Out of this moment of enormous grief and uncertainty emerged Ka Moolelo o ka Mōʻī Kalākaua I: Ka Hānau ana, ke Kaapuni Honua, ka Moolelo Piha o kona mau Lā Hope ma Kaleponi, Amerika Huipūʻia, nā Hōʻike a Adimarala Baraunu me nā Kauka, Etc., Etc., Etc.: Hoohiwahiwa ia me nā Kii (The History of King Kalākaua I: The Birth—The Journey around the World—A Full Record of his Last Days in California, United States of America—The Reports of Admiral Brown and the Doctors, Etc., Etc., Etc.: Illustrated with Pictures). Written in Hawaiian by the esteemed intellectual Joseph Mokuʻōhai Poepoe, this seventy-four-page publication sold for $1 at the mōʻī’s funeral on February 15and provided crucial answers for a citizenry in mourning.

In death as in life, the popular narrative of Kalākaua was largely defined by western conspirators who sought to discredit his leadership to justify an illegal overthrow, as well as by generations of English-only historians who relied on these revisionist accounts. With Remembering Kalākaua, Native Hawaiian scholar Tiffany Lani Ing has produced a complete English translation of Poepoe’s legendary pamphlet. This book restores to public discussion a record of Kalākaua’s endeavors to preserve Hawaiʻi’s independence and corrects 130 years of misrepresentation.

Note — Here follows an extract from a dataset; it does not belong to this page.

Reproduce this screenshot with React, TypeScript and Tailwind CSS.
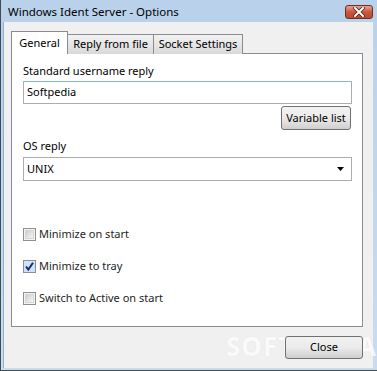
import React from "react";

const font = { fontFamily: '"Noto Sans", "Open Sans", sans-serif' };

function Checkbox({ checked, label }: { checked?: boolean; label: string }) {
  return (
    <div className="flex items-center h-[16px]">
      <div className="w-[13px] h-[13px] border border-[#8e8f8f] bg-[#f4f4f4] flex items-center justify-center">
        {checked ? (
          <svg width="11" height="11" viewBox="0 0 11 11">
            <rect x="0" y="0" width="11" height="11" fill="#cde3f7" />
            <path d="M2 5.5 L4.3 8.5 L9 1.8" stroke="#1c2a6e" strokeWidth="2" fill="none" />
          </svg>
        ) : (
          <div className="w-[9px] h-[9px] bg-gradient-to-br from-[#cfcfcf] to-[#f6f6f6] border border-[#d6d6d6]" />
        )}
      </div>
      <span className="ml-[3px] text-[11px] text-[#1e1e1e] leading-[16px]">{label}</span>
    </div>
  );
}

export default function App() {
  return (
    <div
      style={font}
      className="w-[377px] h-[371px] bg-gradient-to-b from-[#b9d1ea] to-[#c9dcf0] border-l border-[#434b52] flex flex-col overflow-hidden relative"
    >
      {/* Title bar */}
      <div className="h-[22px] flex items-center justify-between pl-[7px] pr-[4px]">
        <span className="text-[11.5px] text-black leading-none mt-[1px]">Windows Ident Server - Options</span>
        <div className="w-[28px] h-[14px] mt-[2px] rounded-[3px] border border-[#6d2f24] bg-gradient-to-b from-[#e8a493] via-[#c9553c] to-[#c04a30] flex items-center justify-center">
          <svg width="12" height="10" viewBox="0 0 12 10">
            <path d="M2 1 L10 9 M10 1 L2 9" stroke="#3d1c14" strokeWidth="3.4" strokeLinecap="square" />
            <path d="M2 1 L10 9 M10 1 L2 9" stroke="#ffffff" strokeWidth="2" strokeLinecap="square" />
          </svg>
        </div>
      </div>

      {/* Client area */}
      <div className="flex-1 ml-[2px] mr-[4px] mb-[3px] bg-[#f0f0f0] flex flex-col pl-[7px] pr-[10px] pt-[9px] border-l border-[#8cb0d6]">
        {/* Tabs */}
        <div className="flex items-end h-[23px] relative z-10">
          <div className="w-[57px] h-[23px] bg-white border border-[#898c95] border-b-0 flex items-center justify-center text-[11px] text-black">
            General
          </div>
          <div className="w-[87px] h-[20px] ml-[-1px] bg-gradient-to-b from-[#f2f2f2] to-[#d9d9d9] border border-[#898c95] border-b-0 flex items-center justify-center text-[11px] text-black">
            Reply from file
          </div>
          <div className="w-[90px] h-[20px] ml-[-1px] bg-gradient-to-b from-[#f2f2f2] to-[#d9d9d9] border border-[#898c95] border-b-0 flex items-center justify-center text-[11px] text-black">
            Socket Settings
          </div>
        </div>
        {/* Panel */}
        <div className="mt-[-1px] h-[274px] bg-white border border-[#898c95] flex flex-col pl-[11px] pr-[10px]">
          <div className="mt-[9px] text-[11px] text-black leading-[15px]">Standard username reply</div>
          <div className="mt-[3px] h-[23px] border border-[#abadb3] border-t-[#7eb4ea] flex items-center pl-[3px] text-[11px] text-black rounded-[1px]">
            Softpedia
          </div>
          <div className="flex justify-end mt-[2px] pr-[1px]">
            <div className="w-[70px] h-[24px] rounded-[3px] border border-[#707070] bg-gradient-to-b from-[#f2f2f2] via-[#ebebeb] to-[#cfcfcf] flex items-center justify-center text-[11px] text-black">
              Variable list
            </div>
          </div>
          <div className="mt-[8px] text-[11px] text-black leading-[15px]">OS reply</div>
          <div className="mt-[4px] h-[24px] border border-[#abadb3] flex items-center justify-between pl-[3px] pr-[7px] text-[11px] text-black">
            <span>UNIX</span>
            <svg width="7" height="4" viewBox="0 0 7 4">
              <path d="M0 0 H7 L3.5 4 Z" fill="#000" />
            </svg>
          </div>
          <div className="mt-[45px] flex flex-col gap-[16px]">
            <Checkbox label="Minimize on start" />
            <Checkbox checked label="Minimize to tray" />
            <Checkbox label="Switch to Active on start" />
          </div>
        </div>
        {/* Footer */}
        <div className="flex justify-end mt-[9px] relative">
          <span className="absolute right-[-14px] top-[-3px] text-[26px] font-bold tracking-[1px] text-[#ffffff] opacity-70 leading-none select-none" style={{ textShadow: "0 0 1px #d8d8d8" }}>
            SOFTPEDIA
          </span>
          <div className="w-[78px] h-[23px] rounded-[3px] border border-[#707070] bg-gradient-to-b from-[#f2f2f2] via-[#ebebeb] to-[#cfcfcf] flex items-center justify-center text-[11px] text-black relative">
            Close
          </div>
        </div>
      </div>
      <div className="absolute bottom-0 left-0 right-0 h-[1px] bg-[#434b52]" />
    </div>
  );
}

Presenting Poepoe’s funerary narrative in Hawaiian and in English, this work features a kanikau (mourning chant) by Poepoe, Poepoe’s biography of the king from Kalākaua’s birth through his expansive reign, and a collection of correspondences that detail Kalākaua’s declining health and final days—an in-depth accounting that puts to rest rampant speculation about the nature of his demise.
Born on March 27, 1852 in Honomakaʻu, Kohala, Joseph Mokuʻōhai Poepoe was a Hawaiian intellectual, school teacher, attorney, legislator, translator, and newspaper writer, editor, and publisher.

Tiffany Lani Ing, from Mānoa, O‘ahu, has a Ph. D. in English from the University of Hawai‘i at Mānoa. Her first book, Reclaiming Kalākaua: Nineteenth-Century Perspectives on a Hawaiian Sovereign, examines reports of King Kalākaua in English- and Hawaiian-language newspapers.